### Raw records
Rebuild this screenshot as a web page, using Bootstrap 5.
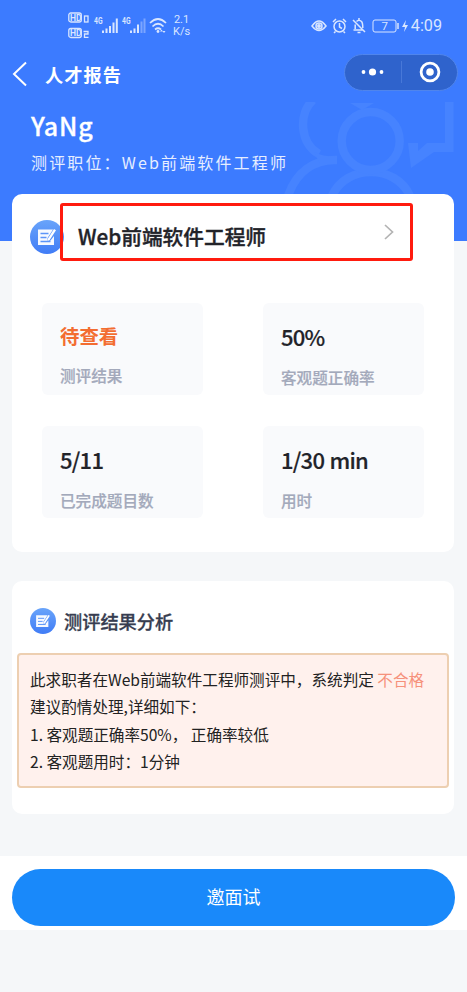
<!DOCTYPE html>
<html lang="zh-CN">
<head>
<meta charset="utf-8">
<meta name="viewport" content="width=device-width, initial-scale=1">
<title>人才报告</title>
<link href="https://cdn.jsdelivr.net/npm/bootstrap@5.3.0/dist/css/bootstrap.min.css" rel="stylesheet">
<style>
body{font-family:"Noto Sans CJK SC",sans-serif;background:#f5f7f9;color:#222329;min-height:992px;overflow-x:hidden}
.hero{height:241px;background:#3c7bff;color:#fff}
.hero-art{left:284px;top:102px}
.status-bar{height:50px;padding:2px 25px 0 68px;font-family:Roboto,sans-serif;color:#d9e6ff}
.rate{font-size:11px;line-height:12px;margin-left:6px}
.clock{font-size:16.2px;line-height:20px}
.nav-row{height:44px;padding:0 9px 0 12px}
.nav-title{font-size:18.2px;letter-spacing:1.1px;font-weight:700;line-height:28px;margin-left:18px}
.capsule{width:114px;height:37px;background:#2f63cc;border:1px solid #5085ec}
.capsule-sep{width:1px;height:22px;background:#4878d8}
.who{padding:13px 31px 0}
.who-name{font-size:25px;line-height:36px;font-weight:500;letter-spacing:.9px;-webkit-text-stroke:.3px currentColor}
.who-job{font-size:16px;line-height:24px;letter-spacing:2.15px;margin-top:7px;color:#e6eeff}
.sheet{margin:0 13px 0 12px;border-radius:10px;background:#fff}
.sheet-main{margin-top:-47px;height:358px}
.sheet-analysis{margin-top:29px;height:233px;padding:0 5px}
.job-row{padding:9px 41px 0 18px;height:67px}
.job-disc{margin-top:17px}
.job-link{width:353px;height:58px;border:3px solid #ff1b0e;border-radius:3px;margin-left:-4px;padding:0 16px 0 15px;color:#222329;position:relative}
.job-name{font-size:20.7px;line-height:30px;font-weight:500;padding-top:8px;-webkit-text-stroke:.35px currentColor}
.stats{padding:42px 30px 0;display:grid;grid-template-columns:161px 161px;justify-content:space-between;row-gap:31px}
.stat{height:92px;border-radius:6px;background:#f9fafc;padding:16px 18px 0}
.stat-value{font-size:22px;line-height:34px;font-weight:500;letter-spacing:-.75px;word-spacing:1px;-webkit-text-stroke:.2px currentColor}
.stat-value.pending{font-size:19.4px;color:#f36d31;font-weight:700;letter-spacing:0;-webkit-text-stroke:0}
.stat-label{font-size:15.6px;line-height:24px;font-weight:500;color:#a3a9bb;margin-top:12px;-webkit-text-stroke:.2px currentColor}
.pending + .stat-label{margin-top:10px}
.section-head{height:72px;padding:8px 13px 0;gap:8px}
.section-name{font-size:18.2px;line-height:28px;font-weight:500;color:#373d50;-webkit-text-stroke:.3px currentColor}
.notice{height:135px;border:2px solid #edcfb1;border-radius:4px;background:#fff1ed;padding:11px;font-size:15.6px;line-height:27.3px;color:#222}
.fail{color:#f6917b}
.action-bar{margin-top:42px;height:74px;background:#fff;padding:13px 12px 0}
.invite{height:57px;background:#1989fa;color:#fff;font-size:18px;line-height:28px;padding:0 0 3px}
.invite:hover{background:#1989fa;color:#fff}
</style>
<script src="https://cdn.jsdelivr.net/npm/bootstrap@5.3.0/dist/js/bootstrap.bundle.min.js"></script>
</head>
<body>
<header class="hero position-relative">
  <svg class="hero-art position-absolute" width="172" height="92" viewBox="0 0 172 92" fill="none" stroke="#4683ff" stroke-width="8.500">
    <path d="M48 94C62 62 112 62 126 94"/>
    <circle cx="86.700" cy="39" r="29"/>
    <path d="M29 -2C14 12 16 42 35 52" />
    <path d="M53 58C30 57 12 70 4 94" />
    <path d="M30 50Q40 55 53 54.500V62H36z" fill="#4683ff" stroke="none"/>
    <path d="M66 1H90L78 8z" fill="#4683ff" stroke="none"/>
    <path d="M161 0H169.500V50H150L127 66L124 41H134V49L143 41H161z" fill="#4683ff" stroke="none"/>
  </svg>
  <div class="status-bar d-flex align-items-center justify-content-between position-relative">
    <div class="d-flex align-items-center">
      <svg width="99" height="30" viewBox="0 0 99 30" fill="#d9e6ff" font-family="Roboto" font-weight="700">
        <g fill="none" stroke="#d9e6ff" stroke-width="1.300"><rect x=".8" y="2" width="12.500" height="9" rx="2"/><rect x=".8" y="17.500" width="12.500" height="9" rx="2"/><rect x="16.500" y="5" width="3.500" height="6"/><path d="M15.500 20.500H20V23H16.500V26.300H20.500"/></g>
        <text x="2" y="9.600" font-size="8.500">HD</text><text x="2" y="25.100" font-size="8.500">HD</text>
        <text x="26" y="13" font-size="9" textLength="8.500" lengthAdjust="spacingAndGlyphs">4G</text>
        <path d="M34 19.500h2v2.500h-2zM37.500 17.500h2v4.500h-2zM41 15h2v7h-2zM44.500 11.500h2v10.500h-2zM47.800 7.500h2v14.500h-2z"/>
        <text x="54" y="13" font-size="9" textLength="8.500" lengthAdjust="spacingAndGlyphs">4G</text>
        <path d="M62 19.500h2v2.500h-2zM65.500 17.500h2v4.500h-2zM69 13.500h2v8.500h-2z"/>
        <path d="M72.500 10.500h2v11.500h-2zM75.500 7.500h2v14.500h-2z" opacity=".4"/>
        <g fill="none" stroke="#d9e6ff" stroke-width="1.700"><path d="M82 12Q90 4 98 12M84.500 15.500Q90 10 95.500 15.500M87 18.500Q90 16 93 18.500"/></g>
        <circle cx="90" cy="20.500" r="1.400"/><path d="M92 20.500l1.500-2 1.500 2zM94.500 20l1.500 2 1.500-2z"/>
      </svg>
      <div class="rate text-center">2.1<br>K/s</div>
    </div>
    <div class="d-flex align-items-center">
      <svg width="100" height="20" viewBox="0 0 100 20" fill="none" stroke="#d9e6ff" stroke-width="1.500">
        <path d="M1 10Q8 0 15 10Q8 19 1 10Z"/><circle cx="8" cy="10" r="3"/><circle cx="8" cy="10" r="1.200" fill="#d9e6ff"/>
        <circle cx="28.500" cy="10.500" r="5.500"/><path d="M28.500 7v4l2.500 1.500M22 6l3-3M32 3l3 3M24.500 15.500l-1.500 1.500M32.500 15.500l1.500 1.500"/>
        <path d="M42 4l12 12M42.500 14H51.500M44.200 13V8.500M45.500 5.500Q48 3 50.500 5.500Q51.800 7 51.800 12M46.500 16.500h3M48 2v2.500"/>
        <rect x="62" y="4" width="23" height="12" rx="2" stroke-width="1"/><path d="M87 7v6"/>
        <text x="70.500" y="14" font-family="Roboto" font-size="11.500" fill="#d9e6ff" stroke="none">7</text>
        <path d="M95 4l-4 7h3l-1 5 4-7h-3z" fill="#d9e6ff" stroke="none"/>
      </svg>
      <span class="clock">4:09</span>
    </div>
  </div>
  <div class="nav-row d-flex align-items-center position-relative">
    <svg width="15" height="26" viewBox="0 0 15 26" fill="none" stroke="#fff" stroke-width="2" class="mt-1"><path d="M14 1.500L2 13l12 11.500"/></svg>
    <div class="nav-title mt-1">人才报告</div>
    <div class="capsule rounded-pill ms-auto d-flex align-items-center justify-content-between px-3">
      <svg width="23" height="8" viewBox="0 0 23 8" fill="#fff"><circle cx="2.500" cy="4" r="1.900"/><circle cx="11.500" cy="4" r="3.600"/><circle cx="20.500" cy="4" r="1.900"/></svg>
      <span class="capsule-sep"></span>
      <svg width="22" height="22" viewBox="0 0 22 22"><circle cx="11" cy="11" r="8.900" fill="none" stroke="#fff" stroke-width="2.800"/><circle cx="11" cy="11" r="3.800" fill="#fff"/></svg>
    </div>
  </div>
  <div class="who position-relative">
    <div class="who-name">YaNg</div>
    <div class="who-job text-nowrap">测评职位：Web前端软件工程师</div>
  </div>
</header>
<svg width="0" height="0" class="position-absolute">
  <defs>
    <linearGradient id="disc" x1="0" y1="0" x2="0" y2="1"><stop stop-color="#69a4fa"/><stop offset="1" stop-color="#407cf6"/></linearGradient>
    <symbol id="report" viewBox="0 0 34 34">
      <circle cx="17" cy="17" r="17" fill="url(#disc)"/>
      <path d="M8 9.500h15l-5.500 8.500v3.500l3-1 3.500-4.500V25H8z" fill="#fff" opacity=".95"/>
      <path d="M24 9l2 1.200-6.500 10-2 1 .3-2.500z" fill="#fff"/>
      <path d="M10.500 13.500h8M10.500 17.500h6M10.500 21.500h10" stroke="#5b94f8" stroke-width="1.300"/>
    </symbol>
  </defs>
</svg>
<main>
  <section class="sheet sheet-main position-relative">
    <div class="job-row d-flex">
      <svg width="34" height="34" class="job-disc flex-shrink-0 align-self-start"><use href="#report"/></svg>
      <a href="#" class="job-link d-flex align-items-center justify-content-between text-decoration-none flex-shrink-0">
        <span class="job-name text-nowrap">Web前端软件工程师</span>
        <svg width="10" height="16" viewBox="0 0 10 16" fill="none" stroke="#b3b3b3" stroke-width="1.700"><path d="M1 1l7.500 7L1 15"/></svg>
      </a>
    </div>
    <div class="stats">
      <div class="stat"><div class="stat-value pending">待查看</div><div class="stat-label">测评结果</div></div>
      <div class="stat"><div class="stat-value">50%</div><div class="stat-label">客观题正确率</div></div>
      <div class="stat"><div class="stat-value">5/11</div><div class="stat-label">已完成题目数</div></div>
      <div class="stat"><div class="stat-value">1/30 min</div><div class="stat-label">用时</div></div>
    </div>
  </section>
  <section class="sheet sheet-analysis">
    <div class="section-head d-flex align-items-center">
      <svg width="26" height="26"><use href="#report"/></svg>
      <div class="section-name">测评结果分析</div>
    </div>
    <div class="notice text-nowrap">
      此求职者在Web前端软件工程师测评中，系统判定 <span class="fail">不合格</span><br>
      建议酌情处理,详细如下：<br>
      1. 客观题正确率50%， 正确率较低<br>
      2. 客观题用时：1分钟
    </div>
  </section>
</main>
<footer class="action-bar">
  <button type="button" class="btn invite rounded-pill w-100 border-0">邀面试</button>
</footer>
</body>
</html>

* * *

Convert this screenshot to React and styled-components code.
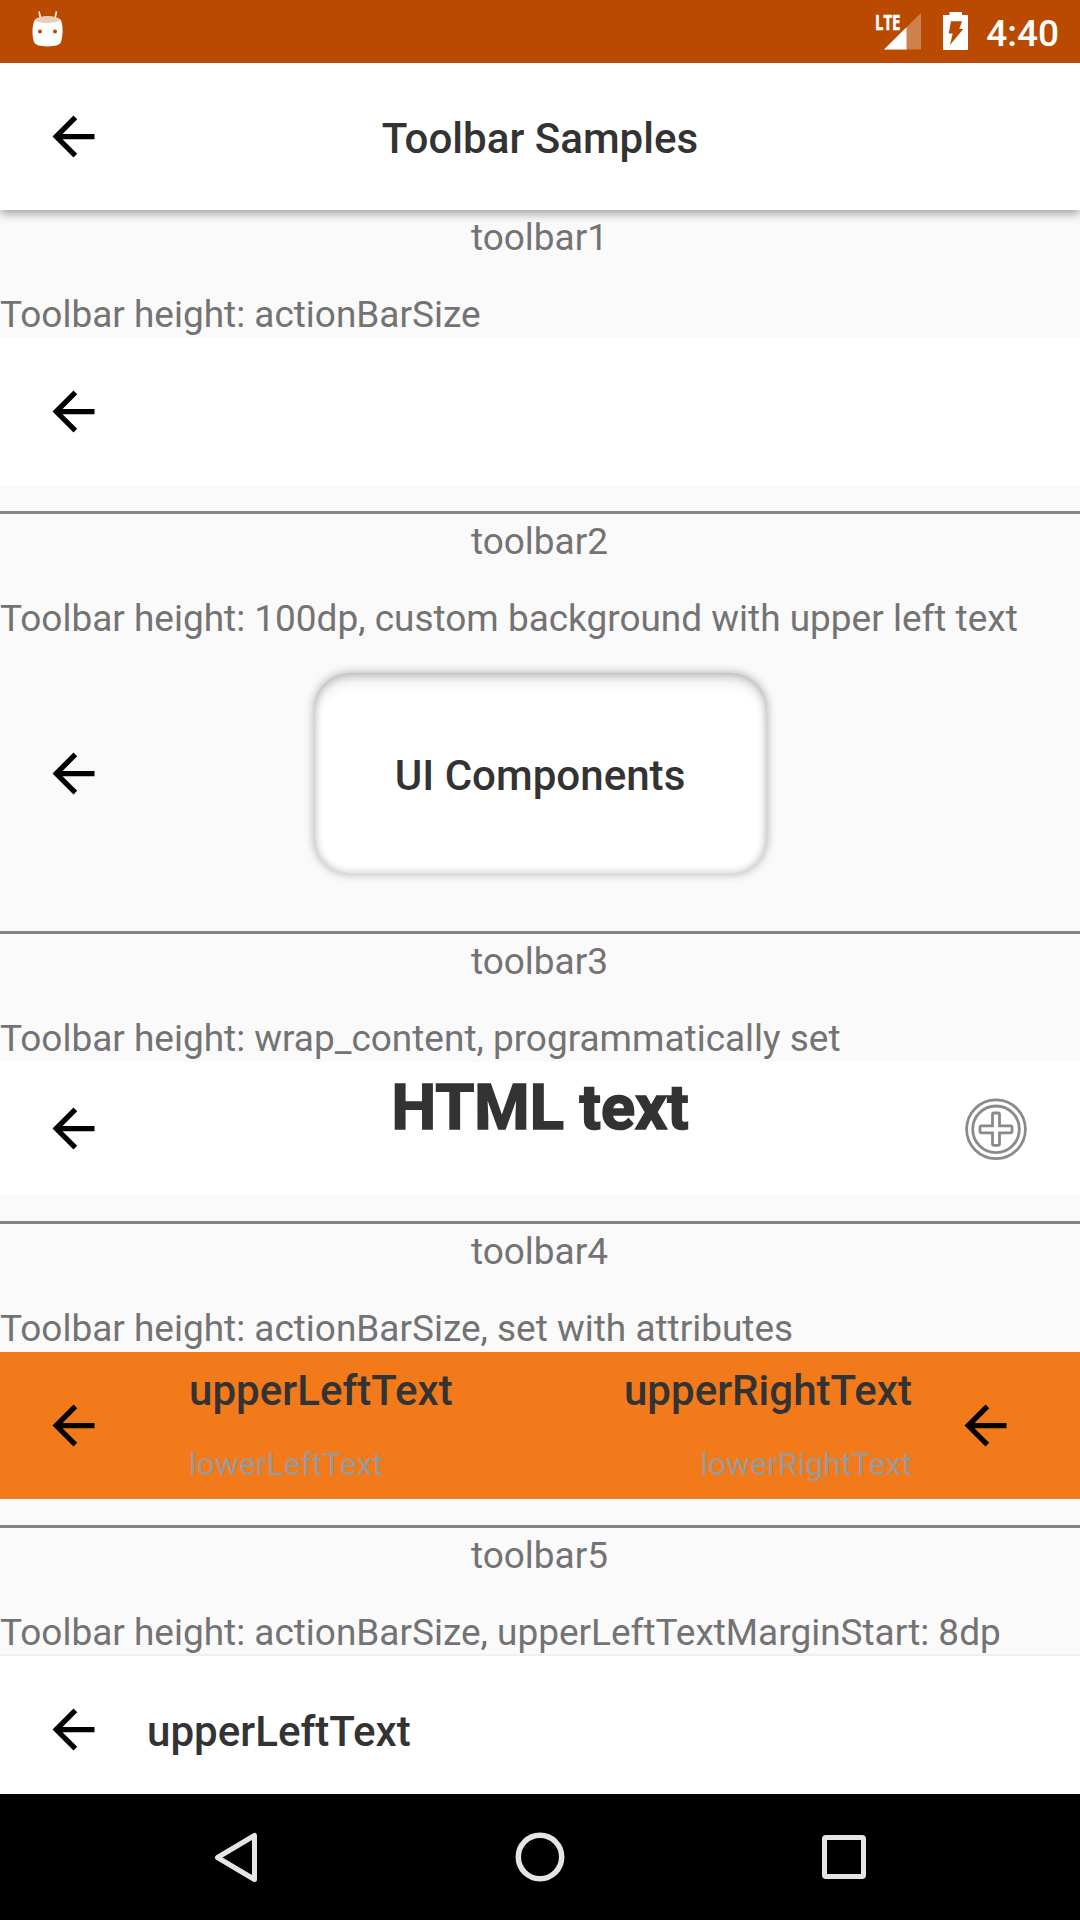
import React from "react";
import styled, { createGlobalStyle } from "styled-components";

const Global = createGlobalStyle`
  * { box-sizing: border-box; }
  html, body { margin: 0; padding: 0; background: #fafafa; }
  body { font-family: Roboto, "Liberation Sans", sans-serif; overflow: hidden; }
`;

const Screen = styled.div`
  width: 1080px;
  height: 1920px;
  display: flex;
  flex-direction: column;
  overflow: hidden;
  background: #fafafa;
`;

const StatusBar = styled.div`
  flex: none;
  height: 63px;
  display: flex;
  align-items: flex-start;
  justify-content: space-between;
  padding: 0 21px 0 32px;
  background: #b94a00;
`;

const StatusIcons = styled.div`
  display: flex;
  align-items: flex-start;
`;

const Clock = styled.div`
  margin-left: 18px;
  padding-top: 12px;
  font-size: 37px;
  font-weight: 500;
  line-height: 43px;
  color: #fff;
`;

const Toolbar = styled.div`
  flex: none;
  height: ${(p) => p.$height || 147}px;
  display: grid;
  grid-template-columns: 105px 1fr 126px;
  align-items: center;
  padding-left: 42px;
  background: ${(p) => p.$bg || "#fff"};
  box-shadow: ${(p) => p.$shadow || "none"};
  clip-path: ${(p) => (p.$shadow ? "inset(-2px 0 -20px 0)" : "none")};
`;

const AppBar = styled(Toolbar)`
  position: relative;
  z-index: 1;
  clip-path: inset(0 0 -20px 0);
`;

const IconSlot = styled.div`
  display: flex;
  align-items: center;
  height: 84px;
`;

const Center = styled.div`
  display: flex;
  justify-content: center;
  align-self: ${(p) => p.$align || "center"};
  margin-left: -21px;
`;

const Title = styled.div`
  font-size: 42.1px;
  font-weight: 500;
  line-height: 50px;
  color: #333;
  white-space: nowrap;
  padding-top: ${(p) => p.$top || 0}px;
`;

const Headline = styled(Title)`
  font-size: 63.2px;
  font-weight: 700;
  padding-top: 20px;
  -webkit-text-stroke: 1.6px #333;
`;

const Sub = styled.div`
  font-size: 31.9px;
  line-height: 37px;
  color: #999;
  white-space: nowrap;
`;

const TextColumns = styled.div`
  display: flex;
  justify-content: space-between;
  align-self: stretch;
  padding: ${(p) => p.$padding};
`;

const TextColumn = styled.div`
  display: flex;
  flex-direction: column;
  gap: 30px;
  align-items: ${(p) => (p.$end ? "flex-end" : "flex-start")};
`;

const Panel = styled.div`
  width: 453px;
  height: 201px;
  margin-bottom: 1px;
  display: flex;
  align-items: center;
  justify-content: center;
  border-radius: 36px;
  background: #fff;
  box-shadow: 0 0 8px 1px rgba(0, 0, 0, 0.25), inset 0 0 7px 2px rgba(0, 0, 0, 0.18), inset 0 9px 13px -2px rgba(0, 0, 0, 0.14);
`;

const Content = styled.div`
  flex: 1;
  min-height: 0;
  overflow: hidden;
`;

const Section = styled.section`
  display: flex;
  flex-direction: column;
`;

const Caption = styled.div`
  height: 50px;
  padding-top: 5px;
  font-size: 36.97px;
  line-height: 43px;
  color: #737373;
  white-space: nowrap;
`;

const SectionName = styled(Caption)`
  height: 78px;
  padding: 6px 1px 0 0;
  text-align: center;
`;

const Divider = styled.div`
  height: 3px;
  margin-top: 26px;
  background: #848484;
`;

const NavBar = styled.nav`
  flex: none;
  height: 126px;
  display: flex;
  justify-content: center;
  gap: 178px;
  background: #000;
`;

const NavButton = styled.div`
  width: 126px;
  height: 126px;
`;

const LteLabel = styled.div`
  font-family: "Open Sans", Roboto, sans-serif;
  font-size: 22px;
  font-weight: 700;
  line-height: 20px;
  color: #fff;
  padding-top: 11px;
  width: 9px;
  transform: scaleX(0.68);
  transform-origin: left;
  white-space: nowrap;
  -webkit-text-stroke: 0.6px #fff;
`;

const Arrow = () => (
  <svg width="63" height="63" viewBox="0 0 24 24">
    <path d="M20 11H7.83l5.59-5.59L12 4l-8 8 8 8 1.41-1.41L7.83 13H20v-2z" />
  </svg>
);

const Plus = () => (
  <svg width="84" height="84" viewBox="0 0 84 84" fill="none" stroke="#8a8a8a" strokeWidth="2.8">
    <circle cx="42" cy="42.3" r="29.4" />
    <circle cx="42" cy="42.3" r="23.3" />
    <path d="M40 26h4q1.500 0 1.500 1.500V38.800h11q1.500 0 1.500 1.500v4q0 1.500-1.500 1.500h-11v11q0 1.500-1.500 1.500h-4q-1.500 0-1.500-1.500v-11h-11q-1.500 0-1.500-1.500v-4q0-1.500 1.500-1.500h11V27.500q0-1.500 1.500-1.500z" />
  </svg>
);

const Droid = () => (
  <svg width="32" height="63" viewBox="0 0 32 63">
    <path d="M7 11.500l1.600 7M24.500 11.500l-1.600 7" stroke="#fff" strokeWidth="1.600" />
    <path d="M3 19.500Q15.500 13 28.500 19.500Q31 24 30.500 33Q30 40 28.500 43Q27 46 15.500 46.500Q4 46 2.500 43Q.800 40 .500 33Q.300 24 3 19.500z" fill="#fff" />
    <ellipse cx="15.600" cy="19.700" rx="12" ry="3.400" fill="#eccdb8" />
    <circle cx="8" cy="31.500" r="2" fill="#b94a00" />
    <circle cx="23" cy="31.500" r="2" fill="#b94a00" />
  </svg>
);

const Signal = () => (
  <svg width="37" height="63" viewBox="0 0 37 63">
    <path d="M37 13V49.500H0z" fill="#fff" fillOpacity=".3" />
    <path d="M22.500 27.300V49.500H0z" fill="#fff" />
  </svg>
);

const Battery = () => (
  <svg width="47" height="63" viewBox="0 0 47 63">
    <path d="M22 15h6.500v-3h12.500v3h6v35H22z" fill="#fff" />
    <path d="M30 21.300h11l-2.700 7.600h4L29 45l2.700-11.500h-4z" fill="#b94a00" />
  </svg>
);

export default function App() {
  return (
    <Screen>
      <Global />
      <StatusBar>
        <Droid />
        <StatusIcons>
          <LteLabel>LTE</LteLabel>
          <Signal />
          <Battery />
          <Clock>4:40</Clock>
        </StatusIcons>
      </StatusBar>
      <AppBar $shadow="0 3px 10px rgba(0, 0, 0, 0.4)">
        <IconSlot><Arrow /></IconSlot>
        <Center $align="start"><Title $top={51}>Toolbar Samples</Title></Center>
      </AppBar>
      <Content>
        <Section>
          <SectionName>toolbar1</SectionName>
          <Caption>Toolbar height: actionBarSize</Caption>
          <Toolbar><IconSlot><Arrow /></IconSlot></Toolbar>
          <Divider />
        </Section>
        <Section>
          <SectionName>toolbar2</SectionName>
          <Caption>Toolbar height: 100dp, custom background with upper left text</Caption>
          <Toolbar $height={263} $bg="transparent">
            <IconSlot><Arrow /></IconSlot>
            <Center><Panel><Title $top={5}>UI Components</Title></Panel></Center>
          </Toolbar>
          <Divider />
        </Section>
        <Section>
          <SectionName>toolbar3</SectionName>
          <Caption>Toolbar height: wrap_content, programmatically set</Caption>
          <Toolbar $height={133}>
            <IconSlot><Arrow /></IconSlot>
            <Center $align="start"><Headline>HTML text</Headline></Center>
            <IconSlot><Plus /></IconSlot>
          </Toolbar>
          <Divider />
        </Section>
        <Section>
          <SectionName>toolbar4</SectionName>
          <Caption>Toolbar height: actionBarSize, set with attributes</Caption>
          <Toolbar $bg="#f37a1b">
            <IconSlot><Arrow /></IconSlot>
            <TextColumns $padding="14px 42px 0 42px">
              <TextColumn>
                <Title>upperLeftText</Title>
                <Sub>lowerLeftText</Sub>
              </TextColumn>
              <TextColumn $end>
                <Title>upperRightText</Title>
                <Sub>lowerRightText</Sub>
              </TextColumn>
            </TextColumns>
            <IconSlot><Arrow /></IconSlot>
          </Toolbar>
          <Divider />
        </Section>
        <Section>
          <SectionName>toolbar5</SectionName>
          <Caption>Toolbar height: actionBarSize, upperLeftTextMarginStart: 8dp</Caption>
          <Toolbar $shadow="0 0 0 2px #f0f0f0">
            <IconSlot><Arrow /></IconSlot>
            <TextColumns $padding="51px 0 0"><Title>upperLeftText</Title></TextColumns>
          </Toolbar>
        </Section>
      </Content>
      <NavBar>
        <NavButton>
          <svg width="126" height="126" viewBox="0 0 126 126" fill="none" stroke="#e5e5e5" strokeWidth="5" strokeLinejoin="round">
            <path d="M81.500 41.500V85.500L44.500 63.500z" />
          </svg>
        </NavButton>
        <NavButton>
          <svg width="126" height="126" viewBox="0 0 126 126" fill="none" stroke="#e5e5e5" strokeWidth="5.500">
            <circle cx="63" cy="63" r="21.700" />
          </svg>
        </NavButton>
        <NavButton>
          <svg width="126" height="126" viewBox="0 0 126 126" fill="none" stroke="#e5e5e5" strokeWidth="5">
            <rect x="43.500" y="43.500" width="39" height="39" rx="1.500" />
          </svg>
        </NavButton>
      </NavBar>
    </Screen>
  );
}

### Directive
Determine how many lines in the data above contain the string "screenshot". Give nothing except the number.

### Task response
2